The last year saw a number of unforeseen national security threats, they said, including the battle against Islamic State, a resurgent Russia in Ukraine and other events that demanded military action such as the spread of Ebola in Africa.
"Sequestration will erode the trust that our young men and women in uniform, civil servants and families have in their leadership," said Gen. Joseph F. Dunford Jr., commandant of the Marines. "And the cost of losing that trust is incalculable."
In a study released in April, the Pentagon outlined the impact of spending cuts, including a reduction in the number of active-duty soldiers in the Army from 470,000 to 420,000. Other effects include the retirement of a Navy aircraft carrier and scrapping the tankers that refuel fighter and bomber jets in midair.

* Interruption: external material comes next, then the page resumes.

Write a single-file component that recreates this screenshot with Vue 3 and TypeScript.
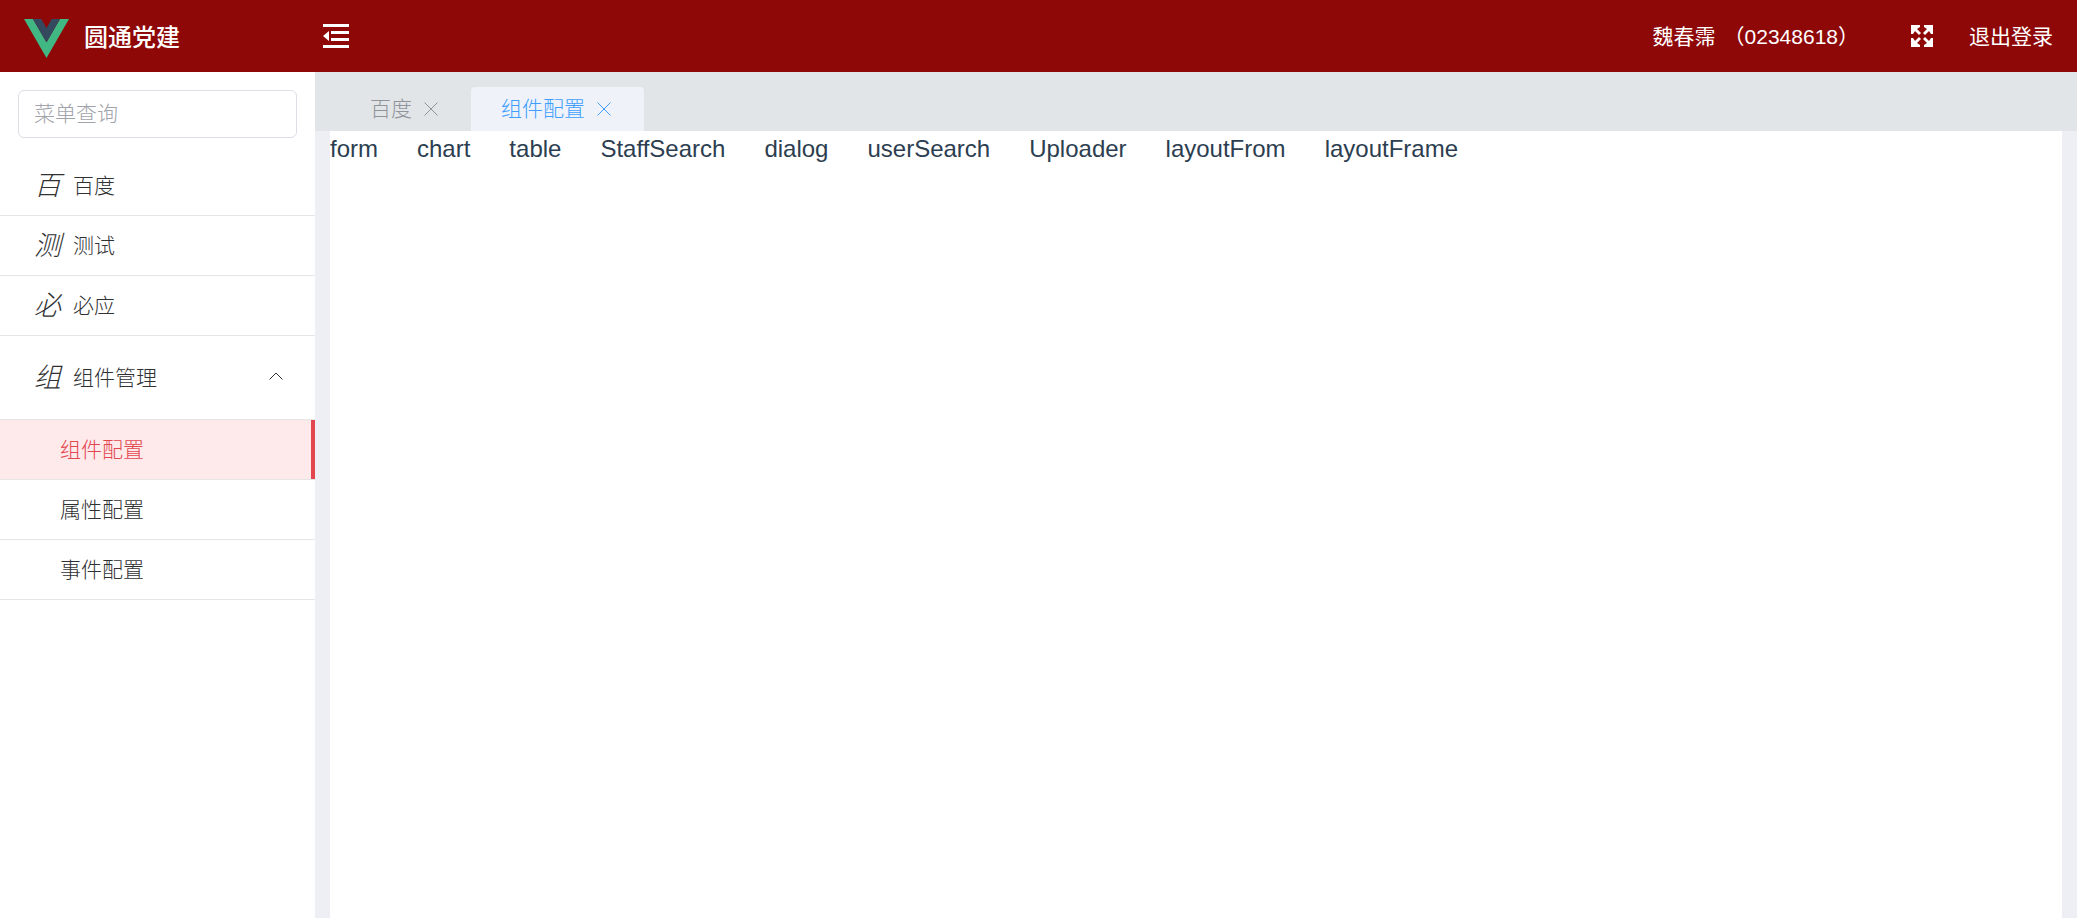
<script setup lang="ts">
import { computed, ref } from 'vue'

interface MenuItem {
  title: string
}

const keyword = ref('')
const expanded = ref(true)
const activeMenu = ref('组件配置')
const activeTab = ref('组件配置')
const collapsed = ref(false)

const menus: MenuItem[] = [{ title: '百度' }, { title: '测试' }, { title: '必应' }]
const subMenus: MenuItem[] = [{ title: '组件配置' }, { title: '属性配置' }, { title: '事件配置' }]
const tabs = ref<string[]>(['百度', '组件配置'])
const links: string[] = [
  'form',
  'chart',
  'table',
  'StaffSearch',
  'dialog',
  'userSearch',
  'Uploader',
  'layoutFrom',
  'layoutFrame',
]

const visibleMenus = computed(() => menus.filter((m) => m.title.includes(keyword.value)))

function closeTab(name: string): void {
  tabs.value = tabs.value.filter((t) => t !== name)
}
</script>

<template>
  <div class="app">
    <header class="header">
      <div class="brand">
        <svg class="logo" viewBox="0 0 256 221" aria-hidden="true">
          <path fill="#41b883" d="M0 0l128 220.8L256 0h-51.2L128 132.48 50.56 0z" />
          <path fill="#35495e" d="M50.56 0L128 133.12 204.8 0h-47.36L128 51.2 97.92 0z" />
        </svg>
        <h1 class="title">圆通党建</h1>
      </div>
      <button class="icon-btn" type="button" aria-label="折叠菜单" @click="collapsed = !collapsed">
        <svg class="fold" viewBox="0 0 26 26" fill="#fff">
          <path d="M0 1h26v3H0zM8 8h18v3H8zM8 15h18v3H8zM0 22h26v3H0zM0 13l6-5v10z" />
        </svg>
      </button>
      <span class="user"><span>魏春霈</span><span>（02348618）</span></span>
      <button class="icon-btn full-btn" type="button" aria-label="全屏">
        <svg class="full" viewBox="0 0 22 22" fill="#fff">
          <path d="M0 0h9v2L6 4l4 4-2 2-4-4-2 3H0z" />
          <path d="M22 0v9h-2l-2-3-4 4-2-2 4-4-3-2V0z" />
          <path d="M0 22v-9h2l2 3 4-4 2 2-4 4 3 2v2z" />
          <path d="M22 22h-9v-2l3-2-4-4 2-2 4 4 2-3h2z" />
        </svg>
      </button>
      <button class="logout" type="button">退出登录</button>
    </header>

    <div class="body">
      <aside v-show="!collapsed" class="sidebar">
        <div class="search">
          <input v-model="keyword" type="text" placeholder="菜单查询" aria-label="菜单查询" />
        </div>
        <nav>
          <a
            v-for="m in visibleMenus"
            :key="m.title"
            class="item"
            href="#"
            @click.prevent="activeMenu = m.title"
          >
            <i class="initial">{{ m.title[0] }}</i>
            <span>{{ m.title }}</span>
          </a>
          <button class="group" type="button" :aria-expanded="expanded" @click="expanded = !expanded">
            <i class="initial">组</i>
            <span>组件管理</span>
            <svg class="arrow" viewBox="0 0 14 8" fill="none" stroke="#303133">
              <path d="M.5 7.5L7 1l6.5 6.5" />
            </svg>
          </button>
          <div v-show="expanded">
            <a
              v-for="s in subMenus"
              :key="s.title"
              class="item sub"
              :class="{ active: s.title === activeMenu }"
              href="#"
              @click.prevent="activeMenu = s.title"
              >{{ s.title }}</a
            >
          </div>
        </nav>
      </aside>

      <main class="main">
        <div class="tabs">
          <div v-for="t in tabs" :key="t" class="tab" :class="{ current: t === activeTab }">
            <button class="tab-label" type="button" @click="activeTab = t">{{ t }}</button>
            <button class="tab-close" type="button" :aria-label="'关闭' + t" @click="closeTab(t)">
              <svg viewBox="0 0 14 14" fill="none" stroke="currentColor">
                <path d="M.5.5l13 13M13.5.5l-13 13" />
              </svg>
            </button>
          </div>
        </div>
        <section class="content">
          <a v-for="l in links" :key="l" href="#" @click.prevent>{{ l }}</a>
        </section>
      </main>
    </div>
  </div>
</template>

<style>
body {
  margin: 0;
}
</style>

<style scoped>
.app {
  display: flex;
  flex-direction: column;
  min-height: 100vh;
  font-family: 'Liberation Sans', 'Noto Sans CJK SC', sans-serif;
  font-size: 21px;
  font-weight: 300;
  color: #303133;
}

.app * {
  box-sizing: border-box;
}

button {
  padding: 0;
  border: 0;
  background: none;
  font: inherit;
  color: inherit;
  cursor: pointer;
}

a {
  color: inherit;
  text-decoration: none;
}

svg {
  display: block;
}

.header {
  display: flex;
  align-items: center;
  height: 72px;
  padding: 0 24px 2px 0;
  background: #8f0808;
  color: #fff;
  font-weight: 400;
}

.brand {
  display: flex;
  align-items: center;
  gap: 15px;
  width: 300px;
  padding-left: 24px;
}

.logo {
  width: 45px;
  height: 39px;
  margin-top: 6px;
}

.title {
  margin: 0;
  font-size: 24px;
  font-weight: 500;
}

.icon-btn {
  padding: 2px 0 0 23px;
}

.fold {
  width: 26px;
  height: 26px;
}

.user {
  display: flex;
  gap: 8px;
  margin-left: auto;
}

.full-btn {
  padding: 2px 36px 0 52px;
}

.full {
  width: 22px;
  height: 22px;
}

.body {
  display: flex;
  flex: 1;
}

.sidebar {
  flex: none;
  width: 315px;
  background: #fff;
}

.search {
  padding: 18px;
}

.search input {
  display: block;
  width: 100%;
  height: 48px;
  padding: 0 15px;
  border: 1px solid #dcdfe6;
  border-radius: 6px;
  outline: 0;
  font: inherit;
  color: #606266;
}

.search input::placeholder {
  color: #a0a3a9;
  opacity: 1;
}

.item,
.group {
  display: flex;
  align-items: center;
  width: 100%;
  height: 60px;
  padding: 0 32px 4px 34px;
  border-bottom: 1px solid #e6e6e6;
}

.group {
  height: 84px;
}

.initial {
  width: 39px;
  font-size: 27px;
  text-align: left;
}

.arrow {
  width: 14px;
  height: 8px;
  margin-left: auto;
}

.sub {
  padding-left: 60px;
}

.sub.active {
  background: #ffeaeb;
  color: #e2464f;
  box-shadow: inset -4px 0 #e2464f;
}

.main {
  display: flex;
  flex: 1;
  flex-direction: column;
  min-width: 0;
  background: #eeeff5;
}

.tabs {
  display: flex;
  align-items: flex-end;
  height: 59px;
  padding-left: 25px;
  background: #e1e5e8;
}

.tab {
  display: flex;
  align-items: center;
  gap: 9px;
  height: 44px;
  padding: 0 30px;
  border-radius: 4px 4px 0 0;
  color: #909399;
}

.tab.current {
  background: #eff3f9;
  color: #409eff;
}

.tab-label {
  padding-bottom: 5px;
}

.tab-close {
  display: grid;
  place-items: center;
  width: 20px;
  height: 20px;
}

.tab-close svg {
  width: 14px;
  height: 14px;
}

.content {
  display: flex;
  flex: 1;
  flex-wrap: wrap;
  align-content: flex-start;
  gap: 0 39px;
  margin: 0 15px;
  padding-top: 4px;
  background: #fff;
  color: #2c3e50;
  font-size: 24px;
  font-weight: 400;
  line-height: 28px;
}
</style>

Obama's open-ended strategy to confront Islamic State fighters in Iraq and Syria has cost $1.3 billion since it began in August, according to the Pentagon. Although that's a pittance compared with the total Pentagon budget, or the separate $1.3 trillion spent for the ground wars in Iraq and Afghanistan, the costs of intervention are certain to increase under the plan to step up airstrikes, intensify surveillance and conduct counter-terrorism operations.
Despite the budget uncertainty, the Pentagon has moved forward with big-ticket purchases that stretch for decades, including a $348-billion nuclear weapons modernization effort that involves new bombers and submarines, as well as the $400-billion F-35 Joint Strike Fighter jet program.
"The Department of Defense has not prepared the services or the contractors for any budget cuts," said Todd Harrison, defense analyst at the Center for Strategic and Budgetary Assessments. "They seem to be in denial about the whole thing."